## Start
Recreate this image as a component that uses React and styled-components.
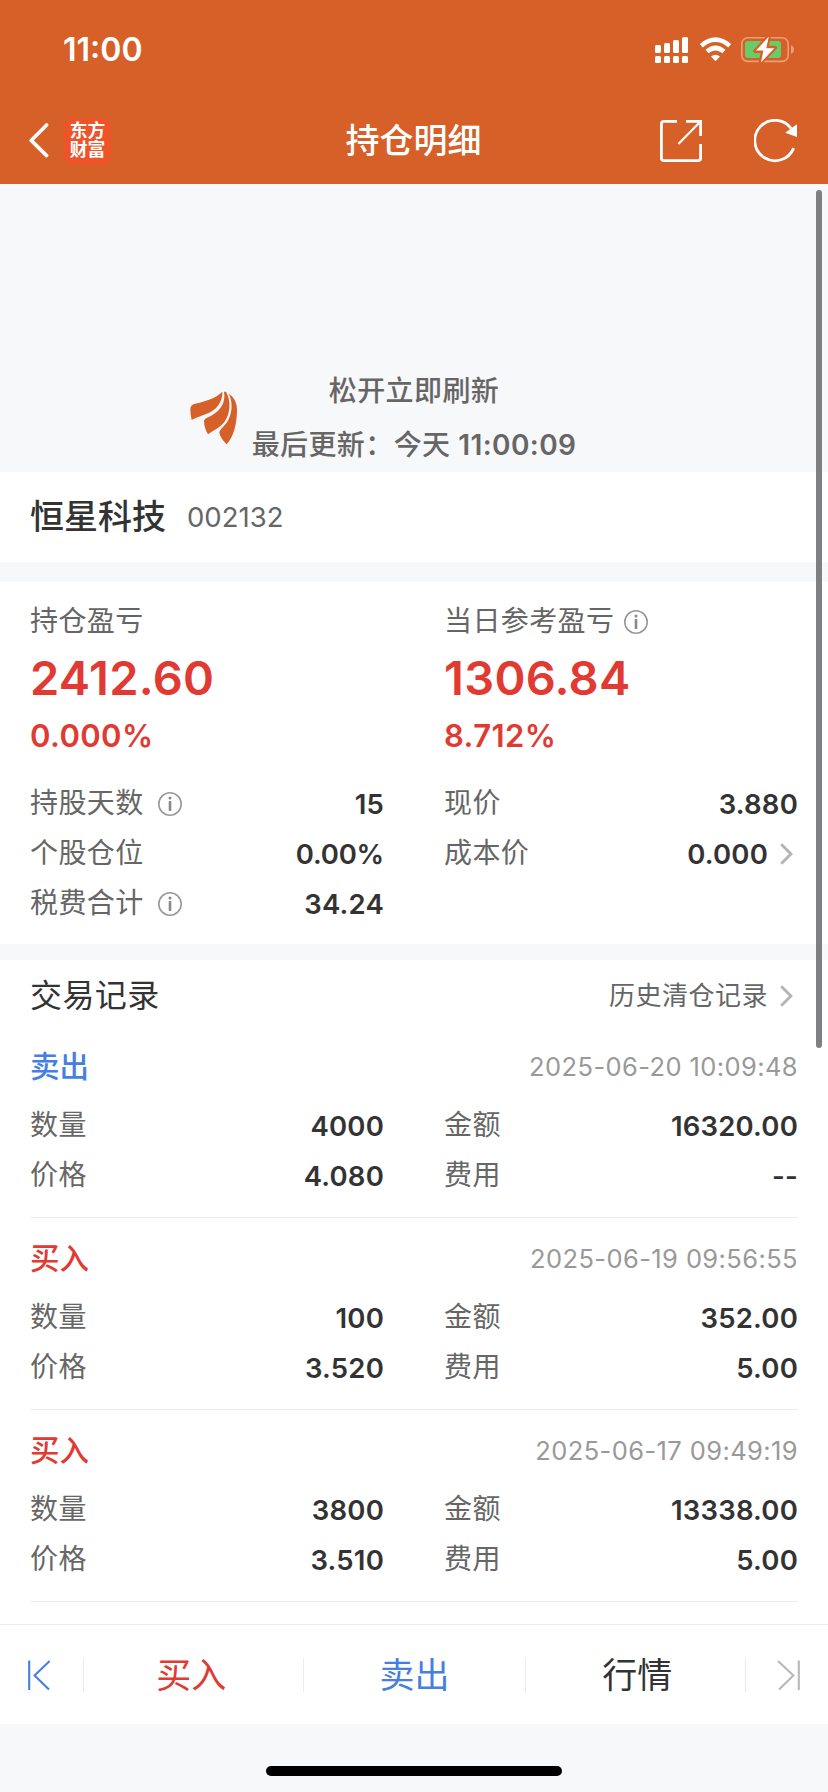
import React from 'react'
import styled, { createGlobalStyle } from 'styled-components';

const details = [
  [
    { label: '持股天数', value: '15', info: true },
    { label: '个股仓位', value: '0.00%' },
    { label: '税费合计', value: '34.24', info: true },
  ],
  [
    { label: '现价', value: '3.880' },
    { label: '成本价', value: '0.000', link: true },
  ],
];

const records = [
  { type: '卖出', sell: true, time: '2025-06-20 10:09:48', count: '4000', price: '4.080', amount: '16320.00', fee: '--' },
  { type: '买入', time: '2025-06-19 09:56:55', count: '100', price: '3.520', amount: '352.00', fee: '5.00' },
  { type: '买入', time: '2025-06-17 09:49:19', count: '3800', price: '3.510', amount: '13338.00', fee: '5.00' },
];

const StatusIcons = () => (
  <svg width="140" height="28" viewBox="655 36 140 28" fill="#fff">
    <rect x="655" y="45" width="6" height="8" rx="1.5" />
    <rect x="664" y="43" width="6" height="10" rx="1.5" />
    <rect x="673" y="40" width="6" height="13" rx="1.5" />
    <rect x="682" y="37" width="6" height="16" rx="1.5" />
    <rect x="655" y="56" width="6" height="7" rx="1.5" />
    <rect x="664" y="56" width="6" height="7" rx="1.5" />
    <rect x="673" y="56" width="6" height="7" rx="1.5" />
    <rect x="682" y="56" width="6" height="7" rx="1.5" />
    <path d="M715.5 61.2 L711 56.6 Q715.5 52.8 720 56.6 Z" />
    <path d="M707 51.6 Q715.5 44.4 724 51.6" fill="none" stroke="#fff" strokeWidth="4.6" />
    <path d="M701.3 45.7 Q715.5 33.7 729.7 45.7" fill="none" stroke="#fff" strokeWidth="4.6" />
    <rect x="741.8" y="37.8" width="46.4" height="23.6" rx="6" fill="none" stroke="#e99f78" strokeWidth="1.6" />
    <path d="M791 45.3 Q794 46.4 794 49.6 Q794 52.8 791 53.9 Z" fill="#e99f78" />
    <rect x="745" y="41" width="36" height="17" rx="3.2" fill="#67ce67" />
    <path d="M768.8 36.4 L755.2 51 H763 L760.6 62.6 L775 47.7 H766.6 Z" stroke="#d75f28" strokeWidth="4" strokeLinejoin="round" />
    <path d="M768.8 36.6 L756 50.6 H763.4 L761 62.4 L774.4 48.2 H766.3 Z" />
  </svg>
);

const BackIcon = () => (
  <svg width="20" height="36" viewBox="0 0 20 36" fill="none" stroke="#fff" strokeWidth="3.6" strokeLinecap="round" strokeLinejoin="round">
    <path d="M17.6 2 L2.2 17.4 L17.6 32.6" />
  </svg>
);

const ShareIcon = () => (
  <svg width="42" height="42" viewBox="0 0 42 42" fill="none" stroke="#fff" strokeWidth="2.8">
    <path d="M17 1.4 H4 Q1.4 1.4 1.4 4 V38 Q1.4 40.6 4 40.6 H38 Q40.6 40.6 40.6 38 V24" />
    <path d="M26 1.4 H40.6 V16" />
    <path d="M40 2 L18.4 24" strokeWidth="2.2" />
  </svg>
);

const ReloadIcon = () => (
  <svg width="44" height="44" viewBox="0 0 44 44">
    <path d="M37.3 9.6 A20.2 20.2 0 1 0 39.7 29.1" fill="none" stroke="#fff" strokeWidth="2.8" />
    <path d="M43 5.3 V18 L31.2 13.7 Z" fill="#fff" />
  </svg>
);

const FeatherLogo = () => (
  <svg width="48" height="54" viewBox="0 0 144 162" fill="#d75f28">
    <path d="M97 2 C78 22 43 32 15 38 Q1 41 1 55 Q1 72 5 87 C24 75 52 71 72 56 C88 44 98 24 97 2 Z" />
    <path d="M102 2 C108 32 92 55 73 68 C56 80 42 81 42 91 Q43 112 54 130 C64 121 88 113 103 93 C121 68 124 30 108 2 Z" />
    <path d="M116 8 C130 16 141 32 141 57 C141 97 131 138 110 160 C96 146 90 136 88 124 C90 114 107 103 115 87 C129 59 127 28 116 8 Z" />
  </svg>
);

const InfoIcon = () => (
  <svg width="24" height="24" viewBox="0 0 24 24">
    <circle cx="12" cy="12" r="11.2" fill="none" stroke="#999" strokeWidth="1.6" />
    <circle cx="12" cy="6" r="1.5" fill="#888" />
    <rect x="10.7" y="9" width="2.6" height="10" rx="0.8" fill="#888" />
  </svg>
);

const Arrow = () => (
  <svg width="13" height="22" viewBox="0 0 13 22" fill="none" stroke="#b4b4b4" strokeWidth="2.9">
    <path d="M1.2 1.2 L11 11 L1.2 20.8" />
  </svg>
);

const EdgeIcon = ({ flip, color }) => (
  <svg width="23" height="32" viewBox="0 0 23 32" fill="none" stroke={color} strokeWidth="2.1">
    {flip
      ? <path d="M1 2 L16.4 16.5 L2 30.6 M21.8 1.4 V31" />
      : <path d="M1.2 1.4 V31 M21.6 2 L6.6 16.5 L21 30.6" />}
  </svg>
);

const Row = ({ label, value, info, link }) => (
  <DetailRow>
    <Label>{label}</Label>
    {info && <InfoIcon />}
    <Value $percent={value.endsWith('%')}>{value}</Value>
    {link && <ArrowBox><Arrow /></ArrowBox>}
  </DetailRow>
);

const App = () => {
  return (
    <Page>
      <GlobalStyle />
      <Header>
        <StatusBar>
          <Clock>11:00</Clock>
          <StatusIcons />
        </StatusBar>
        <Nav>
          <NavLeft>
            <BackIcon />
            <Badge><span>东方</span><span>财富</span></Badge>
          </NavLeft>
          <Title>持仓明细</Title>
          <NavRight>
            <ShareIcon />
            <ReloadIcon />
          </NavRight>
        </Nav>
      </Header>
      <Content>
        <Refresh>
          <LogoBox><FeatherLogo /></LogoBox>
          <RefreshText>
            <p>松开立即刷新</p>
            <p>最后更新：今天 <Time>11:00:09</Time></p>
          </RefreshText>
        </Refresh>
        <Stock>
          <StockName>恒星科技</StockName>
          <StockCode>002132</StockCode>
        </Stock>
        <Summary>
          <Columns>
            <div>
              <ProfitLabel>持仓盈亏</ProfitLabel>
              <Profit>2412.60</Profit>
              <Percent>0.000%</Percent>
            </div>
            <div>
              <ProfitLabel>当日参考盈亏<InfoIcon /></ProfitLabel>
              <Profit>1306.84</Profit>
              <Percent>8.712%</Percent>
            </div>
          </Columns>
          <Columns $top={21}>
            {details.map((column, i) => (
              <div key={i}>
                {column.map((item) => <Row key={item.label} {...item} />)}
              </div>
            ))}
          </Columns>
        </Summary>
        <Records>
          <RecordsHead>
            <h2>交易记录</h2>
            <History>历史清仓记录</History>
            <ArrowBox><Arrow /></ArrowBox>
          </RecordsHead>
          {records.map((record) => (
            <Record key={record.time}>
              <RecordHead>
                <Side $sell={record.sell}>{record.type}</Side>
                <RecordTime>{record.time}</RecordTime>
              </RecordHead>
              <Columns>
                <Row label="数量" value={record.count} />
                <Row label="金额" value={record.amount} />
                <Row label="价格" value={record.price} />
                <Row label="费用" value={record.fee} />
              </Columns>
            </Record>
          ))}
        </Records>
        <ScrollBar />
      </Content>
      <Footer>
        <Edge><EdgeIcon color="#467fe0" /></Edge>
        <Action $color="#e03a32">买入</Action>
        <Action $color="#467fe0">卖出</Action>
        <Action $color="#333">行情</Action>
        <Edge $right><EdgeIcon flip color="#b8b8b8" /></Edge>
      </Footer>
      <HomeArea><HomeBar /></HomeArea>
    </Page>
  )
}

const GlobalStyle = createGlobalStyle`
* {
  margin: 0;
  padding: 0;
  box-sizing: border-box;
}
body {
  background: #f7f8fa;
  font-family: Inter, "Noto Sans CJK SC", sans-serif;
  line-height: 1.4;
}
svg {
  display: block;
  flex: none;
}
`;

const Page = styled.div`
display: flex;
flex-direction: column;
width: 828px;
height: 1792px;
overflow: hidden;
color: #333;
`;

const Header = styled.header`
height: 184px;
background: #d75f28;
color: #fff;
`;

const StatusBar = styled.div`
display: flex;
justify-content: space-between;
align-items: center;
height: 100px;
padding: 0 33px 0 63px;
`;

const Clock = styled.span`
font-size: 32px;
font-weight: 600;
`;

const Nav = styled.nav`
display: grid;
grid-template-columns: 1fr auto 1fr;
align-items: center;
height: 82px;
padding: 0 30px 0 29px;
`;

const NavLeft = styled.div`
display: flex;
align-items: center;
gap: 15px;
`;

const NavRight = styled.div`
display: flex;
align-items: center;
justify-content: flex-end;
gap: 52px;
`;

const Badge = styled.div`
display: flex;
flex-direction: column;
align-items: center;
justify-content: center;
width: 47px;
height: 47px;
padding-bottom: 2px;
border-radius: 10px;
background: #ed5429;
font-size: 17.8px;
font-weight: 700;
line-height: 19.5px;
`;

const Title = styled.h1`
font-size: 34px;
font-weight: 500;
line-height: 48px;
`;

const Content = styled.main`
position: relative;
height: 1440px;
`;

const Refresh = styled.div`
display: grid;
grid-template-columns: 1fr auto 1fr;
align-items: end;
height: 288px;
`;

const LogoBox = styled.div`
display: flex;
justify-content: flex-end;
padding: 0 14px 27px 0;
`;

const RefreshText = styled.div`
color: #666;
font-size: 28px;
font-weight: 500;
letter-spacing: 0.4px;
line-height: 54px;
text-align: center;
`;

const Time = styled.span`
font-weight: 600;
`;

const Stock = styled.section`
display: flex;
align-items: center;
gap: 21px;
height: 90px;
padding: 0 30px;
background: #fff;
`;

const StockName = styled.h2`
font-size: 34px;
font-weight: 500;
`;

const StockCode = styled.span`
color: #666;
font-size: 27.5px;
`;

const Summary = styled.section`
height: 362px;
margin-top: 20px;
padding: 20px 30px 0;
background: #fff;
`;

const Columns = styled.div`
display: grid;
grid-template-columns: 354px 354px;
column-gap: 60px;
margin-top: ${({ $top = 0 }) => $top}px;
`;

const ProfitLabel = styled.div`
display: flex;
align-items: center;
gap: 10px;
height: 40px;
color: #666;
font-size: 28px;
letter-spacing: 0.4px;
`;

const Profit = styled.div`
color: #e03a32;
font-size: 47px;
font-weight: 600;
letter-spacing: 0.3px;
line-height: 72px;
`;

const Percent = styled.div`
color: #e03a32;
font-size: 31px;
font-weight: 600;
letter-spacing: 0.4px;
line-height: 44px;
`;

const DetailRow = styled.div`
display: flex;
align-items: center;
height: 50px;
`;

const Label = styled.span`
margin-right: 14px;
color: #666;
font-size: 28px;
letter-spacing: 0.4px;
`;

const Value = styled.span`
margin-left: auto;
font-size: 27.5px;
font-weight: 600;
letter-spacing: ${({ $percent }) => ($percent ? '-0.2px' : '0.2px')};
`;

const ArrowBox = styled.span`
padding: 0 5px 0 12px;
`;

const Records = styled.section`
height: 664px;
margin-top: 16px;
padding: 6px 30px 0;
background: #fff;
`;

const RecordsHead = styled.div`
display: flex;
align-items: center;
height: 60px;
h2 {
  font-size: 32px;
  font-weight: 400;
  letter-spacing: 0.4px;
}
`;

const History = styled.span`
margin-left: auto;
color: #666;
font-size: 26px;
letter-spacing: 0.5px;
`;

const Record = styled.article`
height: 192px;
padding-top: 6px;
border-bottom: 1px solid #ececee;
`;

const RecordHead = styled.div`
display: flex;
align-items: center;
justify-content: space-between;
height: 69px;
`;

const Side = styled.span`
color: ${({ $sell }) => ($sell ? '#467fe0' : '#e03a32')};
font-size: 29.5px;
font-weight: 500;
`;

const RecordTime = styled.time`
color: #999;
font-size: 25.5px;
letter-spacing: 0.4px;
`;

const ScrollBar = styled.div`
position: absolute;
top: 6px;
right: 6px;
width: 6px;
height: 858px;
border-radius: 3px;
background: #7e7f80;
`;

const Footer = styled.footer`
display: grid;
grid-template-columns: 80px 1fr 1fr 1fr 80px;
align-items: center;
height: 100px;
border-top: 1px solid #ececee;
background: #fff;
`;

const Edge = styled.div`
display: flex;
justify-content: ${({ $right }) => ($right ? 'flex-end' : 'flex-start')};
align-items: center;
height: 34px;
margin: ${({ $right }) => ($right ? '0 0 0 -3px' : '0 -4px 0 0')};
padding: 0 28px;
border: solid #ececee;
border-width: ${({ $right }) => ($right ? '0 0 0 1px' : '0 1px 0 0')};
`;

const Action = styled.div`
height: 34px;
color: ${({ $color }) => $color};
font-size: 35px;
line-height: 34px;
text-align: center;
& + & {
  border-left: 1px solid #ececee;
}
`;

const HomeArea = styled.div`
display: flex;
justify-content: center;
height: 68px;
padding-top: 42px;
`;

const HomeBar = styled.div`
width: 296px;
height: 10px;
border-radius: 5px;
background: #000;
`;

export default App;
## End
* **WHAT YOU SHOULD DO**
Across the material above, count every line holding "React" and write down only the number.

* **SOLUTION BELOW**
2